Evidence that “Sheba” (as in the Queen of Sheba) was in Ethiopia, can be had from the reputed remains of her palace near Aksum. This is one of the sites I visited while there:
Actually, they claim that her palace is located underneath the ruins we see above. Archeological evidence indicates that those ruins are from around 1000 BC – roughly the time of the Queen of Sheba. Here’s an article that sums up the evidence. My local guide also claimed that the fact that Falashas lived in this general vicinity also serves as evidence.
Ethiopians believe that the Ark of the Covenant is located in Aksum. They say it’s housed in a church there. Outsiders aren’t allowed to get very close to the church, but here are some shots I took from the outside:
I thought it was odd that they use street lamps to illuminate the exterior of such an important site:
Other Ethiopian churches have replicas of the Ark, which they remove for parades on special occasions. But nobody’s allowed to see the real thing, so we must take it on faith… or not.
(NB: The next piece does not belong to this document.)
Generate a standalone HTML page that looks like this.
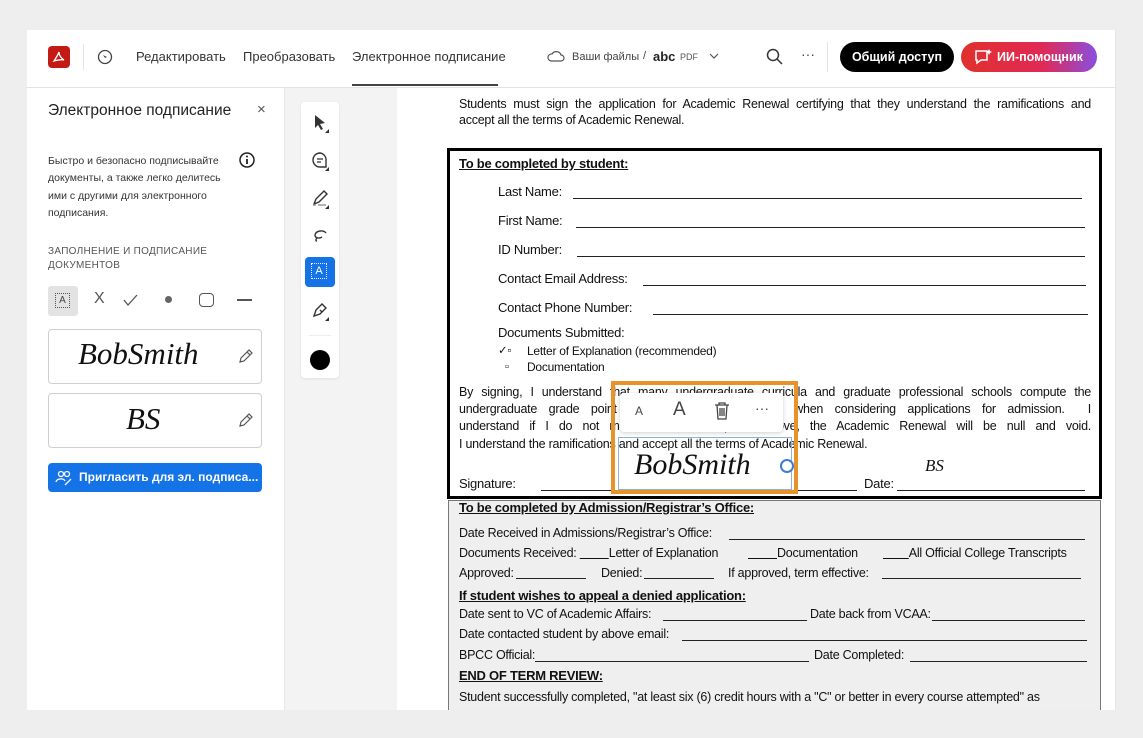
<!DOCTYPE html>
<html><head><meta charset="utf-8">
<style>
*{margin:0;padding:0;box-sizing:border-box}
body{width:1143px;height:738px;background:#eeeeee;font-family:"Liberation Sans",sans-serif;position:relative;overflow:hidden;color:#222}
.a{position:absolute;white-space:nowrap}
.d{position:absolute;white-space:nowrap;font-size:12.5px;letter-spacing:-0.25px;color:#111;line-height:14px}
.u{position:absolute;border-bottom:1px solid #222;height:1px}
.b{font-weight:bold;text-decoration:underline;font-size:13px}
.j{position:absolute;left:459px;width:632px;font-size:12.5px;letter-spacing:-0.25px;text-align:justify;text-align-last:justify;line-height:14px;color:#111;white-space:nowrap;overflow:hidden}
.sig{font-family:"Liberation Serif",serif;font-style:italic;color:#111}
</style></head><body>
<div class="a" style="left:27px;top:30px;width:1089px;height:680px;background:#fff"></div>
<!-- header -->
<div class="a" style="left:27px;top:87px;width:1089px;height:1px;background:#e3e3e3"></div>
<div class="a" style="left:48px;top:46px;width:22px;height:22px;background:#c41a14;border-radius:4px"></div>
<svg class="a" style="left:51px;top:49px" width="16" height="16" viewBox="0 0 16 16"><path d="M3 12c2-3 4-6 5-9 0 3 2 6 5 8-3-1-6 0-10 1z" fill="none" stroke="#fff" stroke-width="1.3"/></svg>
<div class="a" style="left:83px;top:44px;width:1px;height:26px;background:#e5e5e5"></div>
<svg class="a" style="left:97px;top:49px" width="16" height="16"><circle cx="8" cy="8" r="6.5" fill="none" stroke="#444" stroke-width="1.3"/><path d="M6 6l4 2-2 1z" fill="#444"/></svg>
<div class="a" style="left:136px;top:49px;font-size:13px;color:#333">Редактировать</div>
<div class="a" style="left:243px;top:49px;font-size:13px;color:#333">Преобразовать</div>
<div class="a" style="left:352px;top:49px;font-size:13px;color:#333">Электронное подписание</div>
<div class="a" style="left:352px;top:84px;width:146px;height:2px;background:#444"></div>
<svg class="a" style="left:546px;top:49px" width="20" height="14"><path d="M5 12h10a3 3 0 000-6 5 5 0 00-9-1 3.5 3.5 0 00-1 7z" fill="none" stroke="#555" stroke-width="1.2"/></svg>
<div class="a" style="left:572px;top:51px;font-size:11px;color:#444">Ваши файлы</div>
<div class="a" style="left:643px;top:50px;font-size:11px;color:#444">/</div>
<div class="a" style="left:653px;top:49px;font-size:13px;font-weight:bold;color:#222">abc</div>
<div class="a" style="left:680px;top:52px;font-size:9px;color:#555">PDF</div>
<svg class="a" style="left:709px;top:52px" width="10" height="8"><path d="M1 2l4 4 4-4" fill="none" stroke="#555" stroke-width="1.2"/></svg>
<svg class="a" style="left:766px;top:48px" width="18" height="18"><circle cx="7" cy="7" r="5.5" fill="none" stroke="#333" stroke-width="1.5"/><path d="M11 11l5 5" stroke="#333" stroke-width="1.5"/></svg>
<div class="a" style="left:801px;top:46px;font-size:14px;color:#444">···</div>
<div class="a" style="left:827px;top:42px;width:1px;height:30px;background:#e5e5e5"></div>
<div class="a" style="left:840px;top:42px;width:114px;height:30px;background:#000;border-radius:15px;color:#fff;font-size:12.5px;font-weight:bold;text-align:center;line-height:30px">Общий доступ</div>
<div class="a" style="left:961px;top:42px;width:136px;height:30px;background:linear-gradient(90deg,#e0302d,#e02a55 60%,#8a4ee0);border-radius:15px;color:#fff;font-size:12.5px;font-weight:bold;line-height:30px;padding-left:36px">ИИ-помощник</div>
<svg class="a" style="left:974px;top:48px" width="20" height="18"><path d="M2 3h11v9H7l-4 3v-3H2z" fill="none" stroke="#fff" stroke-width="1.5"/><path d="M15 1l1 2 2 1-2 1-1 2-1-2-2-1 2-1z" fill="#fff"/></svg>
<div class="a" style="left:1115px;top:30px;width:1px;height:680px;background:#e5e5e5"></div>
<!-- left panel -->
<div class="a" style="left:285px;top:88px;width:112px;height:622px;background:#f3f3f3"></div>
<div class="a" style="left:284px;top:88px;width:1px;height:622px;background:#e6e6e6"></div>
<div class="a" style="left:48px;top:102px;font-size:15.5px;color:#222">Электронное подписание</div>
<div class="a" style="left:257px;top:101px;font-size:15px;color:#555">×</div>
<div class="a" style="left:48px;top:153px;font-size:10.5px;line-height:17.3px;color:#333">Быстро и безопасно подписывайте<br>документы, а также легко делитесь<br>ими с другими для электронного<br>подписания.</div>
<svg class="a" style="left:238px;top:151px" width="18" height="18"><circle cx="9" cy="9" r="7" fill="none" stroke="#222" stroke-width="1.5"/><path d="M9 8v5" stroke="#222" stroke-width="1.8"/><circle cx="9" cy="5.5" r="1" fill="#222"/></svg>
<div class="a" style="left:48px;top:245px;font-size:10px;line-height:13.5px;color:#555;letter-spacing:0.3px">ЗАПОЛНЕНИЕ И ПОДПИСАНИЕ<br>ДОКУМЕНТОВ</div>
<div class="a" style="left:48px;top:286px;width:30px;height:30px;background:#e3e3e3;border-radius:3px"></div>
<div class="a" style="left:55px;top:293px;width:15px;height:15px;border:1px dotted #555;font-size:10px;text-align:center;line-height:13px;color:#444">A</div>
<div class="a" style="left:94px;top:290px;font-size:16px;color:#555">X</div>
<svg class="a" style="left:123px;top:293px" width="16" height="14"><path d="M1 7l4 5 9-10" fill="none" stroke="#555" stroke-width="1.3"/></svg>
<div class="a" style="left:165px;top:296px;width:7px;height:7px;border-radius:50%;background:#666"></div>
<div class="a" style="left:199px;top:293px;width:15px;height:14px;border:1.5px solid #555;border-radius:4px"></div>
<div class="a" style="left:237px;top:299px;width:15px;height:1.5px;background:#555"></div>
<div class="a" style="left:48px;top:329px;width:214px;height:55px;border:1px solid #cfcfcf;border-radius:4px"></div>
<div class="a sig" style="left:78px;top:336px;font-size:31px">BobSmith</div>
<div class="a" style="left:48px;top:393px;width:214px;height:55px;border:1px solid #cfcfcf;border-radius:4px"></div>
<div class="a sig" style="left:126px;top:401px;font-size:31px">BS</div>
<svg class="a" style="left:238px;top:348px" width="16" height="16"><path d="M2 14l1-4 8-8 3 3-8 8z M9 4l3 3" fill="none" stroke="#555" stroke-width="1.2"/></svg>
<svg class="a" style="left:238px;top:412px" width="16" height="16"><path d="M2 14l1-4 8-8 3 3-8 8z M9 4l3 3" fill="none" stroke="#555" stroke-width="1.2"/></svg>
<div class="a" style="left:48px;top:463px;width:214px;height:29px;background:#1473e6;border-radius:4px;color:#fff;font-size:12px;font-weight:bold;line-height:29px;padding-left:31px">Пригласить для эл. подписа...</div>
<svg class="a" style="left:55px;top:469px" width="18" height="18"><circle cx="6" cy="5" r="2.5" fill="none" stroke="#fff" stroke-width="1.3"/><circle cx="12" cy="5" r="2.5" fill="none" stroke="#fff" stroke-width="1.3"/><path d="M1 13c1-4 8-4 9-1M10 16l6-6" fill="none" stroke="#fff" stroke-width="1.3"/></svg>
<!-- tool rail -->
<div class="a" style="left:301px;top:102px;width:38px;height:276px;background:#fff;border-radius:4px;box-shadow:0 1px 3px rgba(0,0,0,.08)"></div>
<svg class="a" style="left:310px;top:112px" width="22" height="22"><path d="M5 3l10 8-5 1 3 5-2 1-3-5-3 3z" fill="#333"/><path d="M19 17v4h-4z" fill="#333"/></svg>
<svg class="a" style="left:310px;top:150px" width="22" height="22"><path d="M10 3a7 7 0 100 14h6v-6a7 7 0 00-6-8z" fill="none" stroke="#333" stroke-width="1.4"/><path d="M7 9h6M7 12h4" stroke="#333" stroke-width="1.2"/><path d="M19 17v4h-4z" fill="#333"/></svg>
<svg class="a" style="left:310px;top:188px" width="22" height="22"><path d="M4 16l2-5 8-8 3 3-8 8z" fill="none" stroke="#333" stroke-width="1.4"/><path d="M3 17h3M8 17h8" stroke="#999" stroke-width="1.5"/><path d="M19 17v4h-4z" fill="#333"/></svg>
<svg class="a" style="left:310px;top:225px" width="22" height="22"><path d="M16 8c-2-3-10-3-11 2 0 3 4 4 7 2M7 13c-1 1-2 3 0 3" fill="none" stroke="#333" stroke-width="1.4"/></svg>
<div class="a" style="left:305px;top:257px;width:30px;height:30px;background:#1473e6;border-radius:4px"></div>
<div class="a" style="left:311px;top:263px;width:16px;height:16px;border:1.3px dotted #fff;color:#fff;font-size:11px;text-align:center;line-height:14px">A</div>
<svg class="a" style="left:310px;top:300px" width="22" height="22"><path d="M4 16l2-6 6-6 4 4-6 6z M10 10l2 2" fill="none" stroke="#333" stroke-width="1.4"/><path d="M19 17v4h-4z" fill="#333"/></svg>
<div class="a" style="left:309px;top:335px;width:22px;height:1px;background:#eee"></div>
<div class="a" style="left:310px;top:350px;width:20px;height:20px;border-radius:50%;background:#000"></div>
<!-- document -->
<div class="j" style="top:97px">Students must sign the application for Academic Renewal certifying that they understand the ramifications and</div>
<div class="d" style="left:459px;top:113px">accept all the terms of Academic Renewal.</div>
<div class="a" style="left:447px;top:148px;width:655px;height:351px;border:3px solid #000"></div>
<div class="d b" style="left:459px;top:157px">To be completed by student:</div>
<div class="d" style="left:498px;top:185px;font-size:13px">Last Name:</div><div class="u" style="left:573px;top:198px;width:509px"></div>
<div class="d" style="left:498px;top:214px;font-size:13px">First Name:</div><div class="u" style="left:576px;top:227px;width:509px"></div>
<div class="d" style="left:498px;top:243px;font-size:13px">ID Number:</div><div class="u" style="left:577px;top:256px;width:508px"></div>
<div class="d" style="left:498px;top:272px;font-size:13px">Contact Email Address:</div><div class="u" style="left:643px;top:285px;width:443px"></div>
<div class="d" style="left:498px;top:301px;font-size:13px">Contact Phone Number:</div><div class="u" style="left:653px;top:314px;width:435px"></div>
<div class="d" style="left:498px;top:326px;font-size:13px">Documents Submitted:</div>
<div class="d" style="left:498px;top:344px;font-size:11.5px">✓▫</div>
<div class="d" style="left:527px;top:344px;font-size:12px">Letter of Explanation (recommended)</div>
<div class="d" style="left:505px;top:360px;font-size:11px">▫</div>
<div class="d" style="left:527px;top:360px;font-size:12px">Documentation</div>
<div class="j" style="top:385px">By signing, I understand that many undergraduate curricula and graduate professional schools compute the</div>
<div class="j" style="top:402px">undergraduate grade point averages when computed when considering applications for admission.&nbsp; I</div>
<div class="j" style="top:419px">understand if I do not meet standards required above, the Academic Renewal will be null and void.</div>
<div class="d" style="left:459px;top:437px">I understand the ramifications and accept all the terms of Academic Renewal.</div>
<div class="d" style="left:459px;top:477px;font-size:13px">Signature:</div><div class="u" style="left:541px;top:490px;width:316px"></div>
<div class="d" style="left:864px;top:477px;font-size:13px">Date:</div><div class="u" style="left:897px;top:490px;width:188px"></div>
<div class="a sig" style="left:925px;top:456px;font-size:17px">BS</div>
<!-- office box -->
<div class="a" style="left:448px;top:500px;width:653px;height:215px;background:#efefef;border:1px solid #777"></div>
<div class="d b" style="left:459px;top:501px">To be completed by Admission/Registrar’s Office:</div>
<div class="d" style="left:459px;top:526px">Date Received in Admissions/Registrar’s Office:</div><div class="u" style="left:729px;top:539px;width:356px"></div>
<div class="d" style="left:459px;top:546px">Documents Received: <u>&nbsp;&nbsp;&nbsp;&nbsp;&nbsp;&nbsp;&nbsp;&nbsp;&nbsp;</u>Letter of Explanation</div>
<div class="d" style="left:748px;top:546px"><u>&nbsp;&nbsp;&nbsp;&nbsp;&nbsp;&nbsp;&nbsp;&nbsp;&nbsp;</u>Documentation</div>
<div class="d" style="left:883px;top:546px"><u>&nbsp;&nbsp;&nbsp;&nbsp;&nbsp;&nbsp;&nbsp;&nbsp;</u>All Official College Transcripts</div>
<div class="d" style="left:459px;top:566px">Approved:</div><div class="u" style="left:516px;top:578px;width:70px"></div>
<div class="d" style="left:601px;top:566px">Denied:</div><div class="u" style="left:644px;top:578px;width:70px"></div>
<div class="d" style="left:728px;top:566px">If approved, term effective:</div><div class="u" style="left:882px;top:578px;width:199px"></div>
<div class="d b" style="left:459px;top:589px">If student wishes to appeal a denied application:</div>
<div class="d" style="left:459px;top:607px">Date sent to VC of Academic Affairs:</div><div class="u" style="left:663px;top:620px;width:144px"></div>
<div class="d" style="left:810px;top:607px">Date back from VCAA:</div><div class="u" style="left:932px;top:620px;width:153px"></div>
<div class="d" style="left:459px;top:627px">Date contacted student by above email:</div><div class="u" style="left:682px;top:640px;width:405px"></div>
<div class="d" style="left:459px;top:648px">BPCC Official:</div><div class="u" style="left:535px;top:661px;width:274px"></div>
<div class="d" style="left:814px;top:648px">Date Completed:</div><div class="u" style="left:910px;top:661px;width:177px"></div>
<div class="d b" style="left:459px;top:669px">END OF TERM REVIEW:</div>
<div class="d" style="left:459px;top:690px">Student successfully completed, "at least six (6) credit hours with a "C" or better in every course attempted" as</div>
<div class="a" style="left:0;top:710px;width:1143px;height:28px;background:#eeeeee"></div>
<!-- selection overlay -->
<div class="a" style="left:611px;top:381px;width:187px;height:113px;border:4px solid #e8922a"></div>
<div class="a" style="left:620px;top:393px;width:163px;height:39px;background:#fff;border-radius:4px;box-shadow:0 1px 4px rgba(0,0,0,.2)"></div>
<div class="a" style="left:635px;top:404px;font-size:12px;color:#444">A</div>
<div class="a" style="left:673px;top:399px;font-size:19px;color:#444">A</div>
<svg class="a" style="left:713px;top:401px" width="18" height="20"><path d="M2 4h14M6 4V2h6v2M4 4l1 14h8l1-14M7 7v8M9 7v8M11 7v8" fill="none" stroke="#444" stroke-width="1.3"/></svg>
<div class="a" style="left:755px;top:400px;font-size:14px;color:#444">···</div>
<div class="a" style="left:618px;top:437px;width:174px;height:53px;border:1px solid #8fb2d8"></div>
<div class="a sig" style="left:634px;top:448px;font-size:30px">BobSmith</div>
<div class="a" style="left:780px;top:459px;width:14px;height:14px;border:2px solid #3a7ed4;border-radius:50%;background:#fff"></div>
</body></html>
Among the designs on the interior of one of the churches in Lalibela is a Star of David:
My local guide there told me that this is evidence of an ancient link between Ethiopians and Jews, but I pointed out that the Star of David only started being considered a symbol of Jewry during the Middle Ages. In ancient times, if there were such a symbol, it would have been the six-armed candelabra, the “menorah.” Of course, the churches were built during the Middle Ages, so the intention might, indeed, have been to show solidarity with Jews.
We can say, in summation, that Ethiopia’s relationship with Jews has been a love/hate relationship for a very long time.